The earthquake caused two waterfalls to form on the Mississippi River near New Madrid and, for a short while, the Mississippi River ran backward until the mighty force of the water caused the falls to collapse. At first, the river had seemed to recede from its banks, and its waters gathered up in the center, leaving many boats stranded on bare sand. The water then rose fifteen to twenty feet in the air and then expanded, causing it to rapidly rush toward the shore and overflow the river’s banks. The boats that had been left on the sand were torn from their moorings and driven more than one-quarter mile up a small creek. The river fell rapidly, as quickly as it had risen, and receded from the banks in such a torrent that it ripped away whole groves of cottonwood trees that had been growing along the shore. They were broken off with such precision that in some instances, people who had not witnessed the event, refused to believe they had not been cut. Thousands of fish were stranded on the banks, left behind by the surging water.
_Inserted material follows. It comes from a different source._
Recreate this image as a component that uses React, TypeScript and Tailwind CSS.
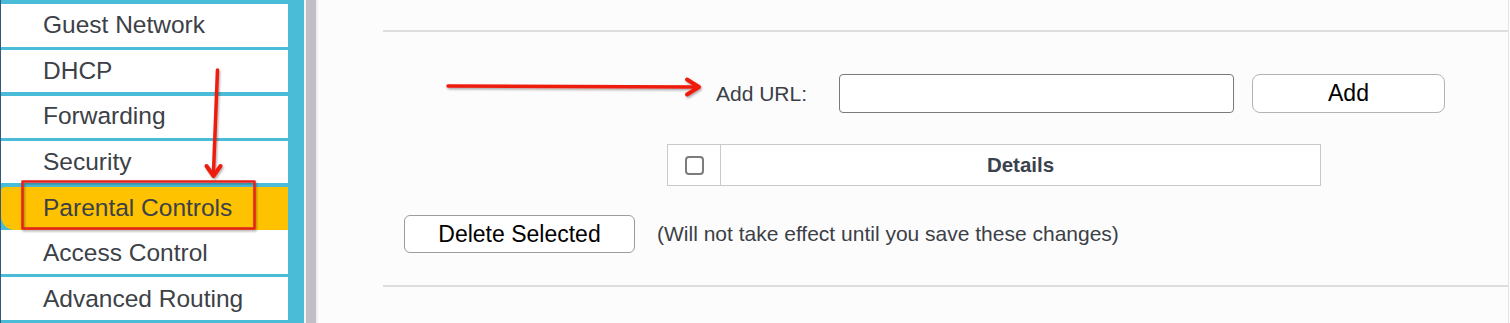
/**
 * Router admin page fragment: side menu with "Parental Controls" selected,
 * and the URL filter form, with red annotation arrows over it.
 */

const menu = [
  { label: 'Guest Network', cls: 'mt-[4px] h-[42.5px] bg-white' },
  { label: 'DHCP', cls: 'mt-[3.5px] h-[42px] bg-white' },
  { label: 'Forwarding', cls: 'mt-[3.5px] h-[42px] bg-white' },
  { label: 'Security', cls: 'mt-[3.5px] h-[42px] bg-white' },
  { label: 'Parental Controls', cls: 'mt-[3.5px] h-[43px] bg-[#fec200] rounded-bl-[14px] rounded-tl-[4px]' },
  { label: 'Access Control', cls: 'h-[44px] pt-[3px] bg-white' },
  { label: 'Advanced Routing', cls: 'mt-[3.5px] h-[43px] pt-[1px] bg-white' },
]

function Annotations() {
  return (
    <svg className="absolute inset-0 pointer-events-none" width="1510" height="323" viewBox="0 0 1510 323" aria-hidden="true">
      <defs>
        <filter id="shadow" x="-10%" y="-10%" width="120%" height="120%">
          <feDropShadow dx="1" dy="1.5" stdDeviation="1" floodColor="#000" floodOpacity="0.35" />
        </filter>
      </defs>
      <g filter="url(#shadow)" stroke="#ee1d10" fill="none" strokeLinecap="round" strokeLinejoin="round">
        {/* highlight box */}
        <rect x="22.5" y="181.5" width="232" height="47" strokeWidth="2.5" stroke="#e3221c" />
        {/* vertical arrow */}
        <path d="M217.5 70 L213.5 172" strokeWidth="3.5" />
        <path d="M206.5 166 L213.5 176 L220.5 166" strokeWidth="4" />
        {/* horizontal arrow */}
        <path d="M448 86 L694 87" strokeWidth="3.5" />
        <path d="M687 79.5 L699 87 L687 94.5" strokeWidth="4" />
      </g>
    </svg>
  )
}

export default function App() {
  return (
    <div className="relative w-[1510px] h-[323px] overflow-hidden flex bg-[#fcfcfd] font-['Liberation_Sans',Arial,sans-serif]">
      {/* side menu */}
      <nav className="w-[288px] h-full flex flex-col bg-[#4abcd7] border-l-[1.5px] border-[#34597a]">
        {menu.map((m) => (
          <div key={m.label} className={`${m.cls} shrink-0 flex items-center pl-[42px] text-[24.5px] text-[#3c4147]`}>
            {m.label}
          </div>
        ))}
      </nav>
      <div className="w-[16px] h-full bg-[#4abcd7]" />
      <div className="w-[2px] h-full bg-[#f4f4f6]" />
      <div className="w-[10px] h-full bg-[#c1bfc5]" />
      <div className="w-[2px] h-full bg-[#efeff1]" />

      {/* content */}
      <main className="w-[1191px] h-full border-r border-[#e4e4e6] pl-[65px]">
        <div className="mt-[30px] border-t-2 border-[#dedee0]" />

        <div className="mt-[42px] flex items-center">
          <span className="ml-[333px] w-[123px] text-[21px] text-[#3b4046]">Add URL:</span>
          <div className="w-[395px] h-[39px] rounded-[4px] border border-[#7a7a7a] bg-white" />
          <button className="ml-[18px] w-[193px] h-[39px] rounded-[8px] border border-[#b3b3b5] bg-white text-[23px] text-black">
            Add
          </button>
        </div>

        <div className="mt-[31px] ml-[284px] w-[654px] h-[42px] flex border border-[#c9c9cb] bg-white">
          <div className="w-[53px] flex items-center justify-center border-r border-[#c9c9cb]">
            <span className="w-[19px] h-[19px] rounded-[4px] border-2 border-[#7c7c7e] bg-white" />
          </div>
          <div className="flex-1 flex items-center justify-center text-[20.5px] font-bold text-[#3a424d]">Details</div>
        </div>

        <div className="mt-[29px] flex items-center">
          <button className="ml-[21px] w-[231px] h-[38px] rounded-[6px] border border-[#9c9c9e] bg-white text-[23px] text-black">
            Delete Selected
          </button>
          <span className="ml-[22px] text-[21px] text-[#3b4046]">(Will not take effect until you save these changes)</span>
        </div>

        <div className="mt-[32px] border-t-2 border-[#dedee0]" />
      </main>

      <Annotations />
    </div>
  )
}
The river drowned the inhabitants of a Native American village, devastated thousands of acres of forest and created Reelfoot Lake, about fifteen miles south of New Madrid.

The land shifted in such a way that an entire lake, Reelfoot Lake, was created in western Tennessee, about 15 miles south along the river from New Madrid. 
During the hard shocks, the earth was torn to pieces. Hundreds of acres were covered over, in various depths, by the sand that came out of the fissures, great, yawning gaps that opened up all over the countryside. Some of them closed immediately after vomiting up sand and water, but others remained as open wounds in fields, pastures and forests.

Photographs taken many years after the earthquakes occurred still showed the tremendous damage that was done in the winter of 1811-1812.

After the February 7 earthquake, only weaker aftershocks took place, which still occur today.

No white settlers were reported killed during the earthquakes of 1811-1812, but many towns and cities experienced damage from the shaking ground. It is believed that the damage and death toll would have been much higher, perhaps at catastrophic levels, if the region had been more heavily populated at the time. In 1811, that portion of the Mississippi Valley was still sparsely inhabited frontier. If the area had been as populated as it is today, the New Madrid earthquakes would have been one of the worst disasters in American history.

Terrifyingly, there is still a chance of this happening. Minor tremors still occur along what is known as the New Madrid Fault Line on an almost daily basis and scientists believe that another major quake is inevitable. When it happens, the devastation could be the greatest ever seen in American history. Towns, cities, factories and oil refineries that have been built along the Mississippi River are woefully ill-prepared for the kind of earthquakes that occurred in 1812. Scientists say that it’s not a matter of IF such an earthquake will occur – it’s a matter of WHEN.

But when that might happen is anyone’s guess.